• [GIVEN REQUEST] Scan the material and copy every line in which "components" appears.

• [MATERIAL PROVIDED]
------------------------------------------------
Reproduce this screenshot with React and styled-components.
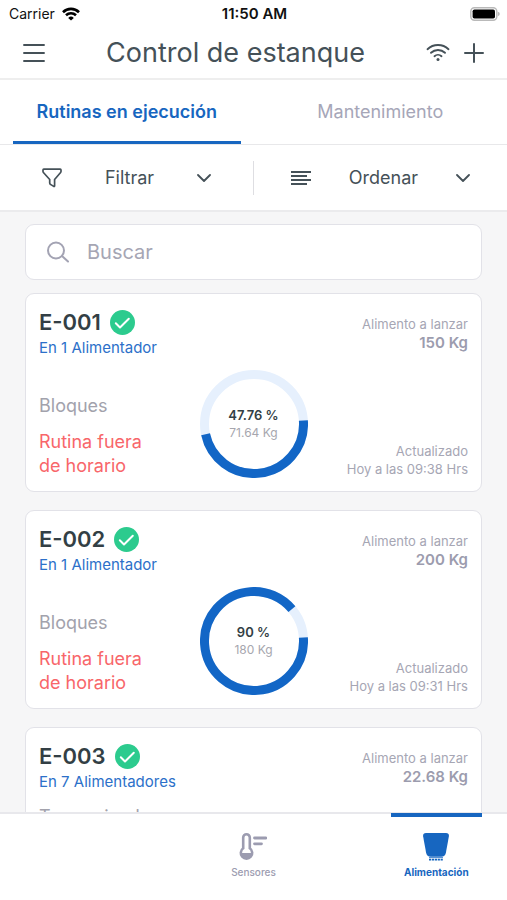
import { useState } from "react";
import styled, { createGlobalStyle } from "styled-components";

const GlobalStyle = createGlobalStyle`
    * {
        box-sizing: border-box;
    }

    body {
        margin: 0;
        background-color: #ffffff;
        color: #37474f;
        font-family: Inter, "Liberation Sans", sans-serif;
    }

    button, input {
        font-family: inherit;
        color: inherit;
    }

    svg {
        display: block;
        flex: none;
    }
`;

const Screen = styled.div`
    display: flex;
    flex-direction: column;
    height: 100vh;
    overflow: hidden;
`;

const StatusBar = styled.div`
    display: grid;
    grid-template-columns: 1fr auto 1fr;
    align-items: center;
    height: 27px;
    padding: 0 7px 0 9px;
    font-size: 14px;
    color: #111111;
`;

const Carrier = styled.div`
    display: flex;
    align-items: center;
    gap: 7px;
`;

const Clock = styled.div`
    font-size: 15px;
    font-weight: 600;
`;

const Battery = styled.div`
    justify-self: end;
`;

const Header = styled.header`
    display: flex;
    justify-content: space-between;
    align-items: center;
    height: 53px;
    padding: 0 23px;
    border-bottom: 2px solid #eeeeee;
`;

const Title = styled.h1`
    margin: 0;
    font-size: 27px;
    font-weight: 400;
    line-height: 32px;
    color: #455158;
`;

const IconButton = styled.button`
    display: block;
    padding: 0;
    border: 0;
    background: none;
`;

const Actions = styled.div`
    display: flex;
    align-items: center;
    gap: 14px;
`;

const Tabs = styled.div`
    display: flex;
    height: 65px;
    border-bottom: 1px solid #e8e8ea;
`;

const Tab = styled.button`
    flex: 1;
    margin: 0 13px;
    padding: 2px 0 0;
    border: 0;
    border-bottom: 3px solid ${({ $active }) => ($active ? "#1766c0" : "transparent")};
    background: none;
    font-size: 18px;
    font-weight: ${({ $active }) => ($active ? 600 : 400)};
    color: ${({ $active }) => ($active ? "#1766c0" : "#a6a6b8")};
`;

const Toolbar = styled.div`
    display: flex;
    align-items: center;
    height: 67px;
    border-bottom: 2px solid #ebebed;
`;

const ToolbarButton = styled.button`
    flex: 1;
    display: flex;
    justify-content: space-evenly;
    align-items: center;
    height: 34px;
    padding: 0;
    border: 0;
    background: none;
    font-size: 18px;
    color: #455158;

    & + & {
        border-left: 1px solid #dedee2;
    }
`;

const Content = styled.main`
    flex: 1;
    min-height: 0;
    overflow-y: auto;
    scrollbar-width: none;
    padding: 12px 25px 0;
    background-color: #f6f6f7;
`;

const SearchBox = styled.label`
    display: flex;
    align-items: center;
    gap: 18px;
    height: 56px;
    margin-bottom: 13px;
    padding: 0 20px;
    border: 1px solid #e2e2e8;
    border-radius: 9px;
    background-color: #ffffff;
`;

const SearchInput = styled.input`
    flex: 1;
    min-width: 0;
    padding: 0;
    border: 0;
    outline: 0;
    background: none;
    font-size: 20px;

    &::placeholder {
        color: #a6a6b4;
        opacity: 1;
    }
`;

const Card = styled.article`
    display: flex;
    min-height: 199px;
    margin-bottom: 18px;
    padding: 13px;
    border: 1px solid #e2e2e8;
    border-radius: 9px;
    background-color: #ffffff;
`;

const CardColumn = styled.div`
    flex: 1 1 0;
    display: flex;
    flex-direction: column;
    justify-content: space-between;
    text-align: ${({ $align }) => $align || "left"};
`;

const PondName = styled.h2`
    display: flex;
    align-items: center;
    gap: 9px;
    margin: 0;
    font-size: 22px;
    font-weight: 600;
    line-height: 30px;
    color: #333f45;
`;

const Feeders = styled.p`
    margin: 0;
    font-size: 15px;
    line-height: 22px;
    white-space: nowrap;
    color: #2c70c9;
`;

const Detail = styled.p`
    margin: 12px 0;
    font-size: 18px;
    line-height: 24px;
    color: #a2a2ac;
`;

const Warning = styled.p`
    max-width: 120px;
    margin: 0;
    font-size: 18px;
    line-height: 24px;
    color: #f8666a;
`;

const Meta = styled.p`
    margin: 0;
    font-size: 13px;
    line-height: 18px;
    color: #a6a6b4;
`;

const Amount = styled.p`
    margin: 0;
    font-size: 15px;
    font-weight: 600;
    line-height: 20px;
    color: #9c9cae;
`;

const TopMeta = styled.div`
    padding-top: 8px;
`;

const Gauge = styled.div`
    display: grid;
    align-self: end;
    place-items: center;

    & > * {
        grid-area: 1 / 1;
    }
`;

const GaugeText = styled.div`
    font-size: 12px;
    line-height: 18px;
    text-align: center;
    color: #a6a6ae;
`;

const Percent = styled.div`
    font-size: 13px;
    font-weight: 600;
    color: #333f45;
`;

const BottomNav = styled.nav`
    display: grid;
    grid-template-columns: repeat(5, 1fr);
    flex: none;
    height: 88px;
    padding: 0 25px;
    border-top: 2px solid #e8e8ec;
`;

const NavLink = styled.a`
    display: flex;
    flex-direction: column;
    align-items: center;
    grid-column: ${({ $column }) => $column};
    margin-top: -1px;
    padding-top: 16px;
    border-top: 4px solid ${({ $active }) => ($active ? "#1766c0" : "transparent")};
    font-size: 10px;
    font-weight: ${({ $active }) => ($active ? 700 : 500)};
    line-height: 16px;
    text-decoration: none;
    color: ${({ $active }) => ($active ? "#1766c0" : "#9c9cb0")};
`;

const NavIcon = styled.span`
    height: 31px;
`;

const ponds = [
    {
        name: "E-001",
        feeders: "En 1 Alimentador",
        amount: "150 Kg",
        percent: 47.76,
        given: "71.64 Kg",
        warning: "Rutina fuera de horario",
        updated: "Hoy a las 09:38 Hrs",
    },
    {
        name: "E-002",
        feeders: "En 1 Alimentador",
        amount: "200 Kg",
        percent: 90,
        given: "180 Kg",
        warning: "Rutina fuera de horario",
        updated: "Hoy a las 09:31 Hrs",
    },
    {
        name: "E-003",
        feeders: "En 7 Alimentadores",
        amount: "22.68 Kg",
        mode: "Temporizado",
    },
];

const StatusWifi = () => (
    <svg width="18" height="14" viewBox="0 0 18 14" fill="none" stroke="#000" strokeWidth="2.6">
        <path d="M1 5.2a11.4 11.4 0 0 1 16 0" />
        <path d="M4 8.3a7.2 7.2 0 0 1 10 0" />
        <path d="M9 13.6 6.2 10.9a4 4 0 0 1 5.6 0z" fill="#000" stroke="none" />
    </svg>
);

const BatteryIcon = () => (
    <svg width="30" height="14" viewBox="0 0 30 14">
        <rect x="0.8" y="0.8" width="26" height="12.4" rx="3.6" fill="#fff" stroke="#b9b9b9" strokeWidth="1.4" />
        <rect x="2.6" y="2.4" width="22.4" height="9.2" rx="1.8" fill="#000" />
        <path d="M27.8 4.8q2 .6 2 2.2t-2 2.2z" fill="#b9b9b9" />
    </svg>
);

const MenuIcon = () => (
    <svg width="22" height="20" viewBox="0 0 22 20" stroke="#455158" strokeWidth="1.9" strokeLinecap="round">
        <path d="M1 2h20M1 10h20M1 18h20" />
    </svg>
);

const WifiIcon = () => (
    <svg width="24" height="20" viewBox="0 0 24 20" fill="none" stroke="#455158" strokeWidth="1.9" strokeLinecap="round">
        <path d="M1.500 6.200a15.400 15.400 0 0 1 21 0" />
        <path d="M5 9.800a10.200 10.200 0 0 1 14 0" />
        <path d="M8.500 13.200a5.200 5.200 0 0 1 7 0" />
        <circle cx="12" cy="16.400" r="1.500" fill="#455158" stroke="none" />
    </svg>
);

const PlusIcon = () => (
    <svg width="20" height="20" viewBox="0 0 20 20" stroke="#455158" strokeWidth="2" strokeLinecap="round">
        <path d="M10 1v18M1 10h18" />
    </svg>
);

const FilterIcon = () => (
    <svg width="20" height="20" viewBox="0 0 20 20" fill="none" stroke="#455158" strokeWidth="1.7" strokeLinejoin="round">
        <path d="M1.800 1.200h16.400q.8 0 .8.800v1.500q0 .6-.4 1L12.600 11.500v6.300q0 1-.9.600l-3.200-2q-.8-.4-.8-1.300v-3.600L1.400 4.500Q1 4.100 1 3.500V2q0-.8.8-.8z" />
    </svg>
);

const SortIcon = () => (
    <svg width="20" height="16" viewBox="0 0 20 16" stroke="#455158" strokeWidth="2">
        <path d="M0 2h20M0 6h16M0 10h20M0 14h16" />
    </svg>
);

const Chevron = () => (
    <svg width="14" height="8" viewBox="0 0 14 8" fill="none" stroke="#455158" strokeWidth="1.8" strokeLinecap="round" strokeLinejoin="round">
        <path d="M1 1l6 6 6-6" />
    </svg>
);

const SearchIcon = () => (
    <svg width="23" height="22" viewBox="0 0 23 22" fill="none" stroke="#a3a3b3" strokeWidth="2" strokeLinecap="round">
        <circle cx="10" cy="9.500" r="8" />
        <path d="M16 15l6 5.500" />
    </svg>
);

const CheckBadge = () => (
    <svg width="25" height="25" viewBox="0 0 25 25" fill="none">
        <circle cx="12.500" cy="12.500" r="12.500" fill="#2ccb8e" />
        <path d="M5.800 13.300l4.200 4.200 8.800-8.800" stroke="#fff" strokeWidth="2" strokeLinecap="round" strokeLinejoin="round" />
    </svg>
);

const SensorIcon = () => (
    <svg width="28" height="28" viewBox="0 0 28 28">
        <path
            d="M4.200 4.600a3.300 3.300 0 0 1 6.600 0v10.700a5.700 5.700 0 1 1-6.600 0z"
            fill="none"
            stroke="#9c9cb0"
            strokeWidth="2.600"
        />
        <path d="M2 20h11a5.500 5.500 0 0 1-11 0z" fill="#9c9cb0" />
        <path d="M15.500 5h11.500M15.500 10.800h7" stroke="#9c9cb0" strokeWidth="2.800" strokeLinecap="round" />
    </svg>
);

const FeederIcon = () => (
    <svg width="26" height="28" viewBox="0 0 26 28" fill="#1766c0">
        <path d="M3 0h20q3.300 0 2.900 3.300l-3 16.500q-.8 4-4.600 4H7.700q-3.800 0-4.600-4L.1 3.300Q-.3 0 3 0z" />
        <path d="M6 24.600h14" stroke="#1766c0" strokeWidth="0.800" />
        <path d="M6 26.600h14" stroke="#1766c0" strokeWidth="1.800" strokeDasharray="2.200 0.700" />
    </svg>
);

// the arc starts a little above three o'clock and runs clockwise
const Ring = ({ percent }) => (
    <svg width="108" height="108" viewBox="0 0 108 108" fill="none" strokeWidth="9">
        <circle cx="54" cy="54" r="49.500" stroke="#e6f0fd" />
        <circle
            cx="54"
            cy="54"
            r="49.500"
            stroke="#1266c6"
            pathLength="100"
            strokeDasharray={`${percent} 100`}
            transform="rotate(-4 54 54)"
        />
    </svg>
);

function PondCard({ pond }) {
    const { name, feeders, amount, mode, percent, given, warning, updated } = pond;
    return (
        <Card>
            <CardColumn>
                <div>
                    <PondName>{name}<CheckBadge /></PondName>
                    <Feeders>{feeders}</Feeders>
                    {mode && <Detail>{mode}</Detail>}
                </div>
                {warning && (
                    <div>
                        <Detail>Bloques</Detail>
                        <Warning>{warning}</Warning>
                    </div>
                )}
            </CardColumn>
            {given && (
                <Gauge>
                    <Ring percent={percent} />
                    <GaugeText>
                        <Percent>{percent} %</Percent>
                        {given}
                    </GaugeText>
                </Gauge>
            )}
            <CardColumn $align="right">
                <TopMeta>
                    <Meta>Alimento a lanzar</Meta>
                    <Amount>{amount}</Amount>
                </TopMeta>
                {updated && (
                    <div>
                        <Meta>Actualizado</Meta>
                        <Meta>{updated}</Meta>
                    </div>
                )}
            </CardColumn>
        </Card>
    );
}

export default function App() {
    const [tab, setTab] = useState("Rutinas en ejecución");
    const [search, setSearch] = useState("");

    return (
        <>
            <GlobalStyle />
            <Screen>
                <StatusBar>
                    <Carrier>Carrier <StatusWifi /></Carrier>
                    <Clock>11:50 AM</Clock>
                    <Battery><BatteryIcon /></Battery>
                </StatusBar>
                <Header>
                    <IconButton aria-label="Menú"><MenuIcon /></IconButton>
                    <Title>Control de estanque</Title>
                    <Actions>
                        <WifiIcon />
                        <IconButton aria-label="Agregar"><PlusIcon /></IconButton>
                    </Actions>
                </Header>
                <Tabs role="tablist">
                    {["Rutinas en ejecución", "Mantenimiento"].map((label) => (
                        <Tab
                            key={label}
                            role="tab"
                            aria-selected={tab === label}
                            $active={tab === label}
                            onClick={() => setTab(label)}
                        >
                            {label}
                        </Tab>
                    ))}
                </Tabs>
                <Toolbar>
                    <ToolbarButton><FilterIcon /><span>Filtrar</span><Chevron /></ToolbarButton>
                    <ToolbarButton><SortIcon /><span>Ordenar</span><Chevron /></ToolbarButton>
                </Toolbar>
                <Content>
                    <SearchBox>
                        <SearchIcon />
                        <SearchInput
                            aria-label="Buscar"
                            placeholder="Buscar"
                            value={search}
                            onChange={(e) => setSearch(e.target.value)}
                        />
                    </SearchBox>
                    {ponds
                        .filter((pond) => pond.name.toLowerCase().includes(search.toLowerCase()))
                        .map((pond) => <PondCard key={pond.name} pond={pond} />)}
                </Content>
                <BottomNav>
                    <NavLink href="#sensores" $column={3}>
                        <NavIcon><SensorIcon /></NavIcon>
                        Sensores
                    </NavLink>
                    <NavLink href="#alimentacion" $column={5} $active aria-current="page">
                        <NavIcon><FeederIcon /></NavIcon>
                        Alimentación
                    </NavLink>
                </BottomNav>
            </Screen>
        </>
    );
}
------------------------------------------------
• [EXPECTED ANSWER]
Reproduce this screenshot with React and styled-components.
import styled, { createGlobalStyle } from "styled-components";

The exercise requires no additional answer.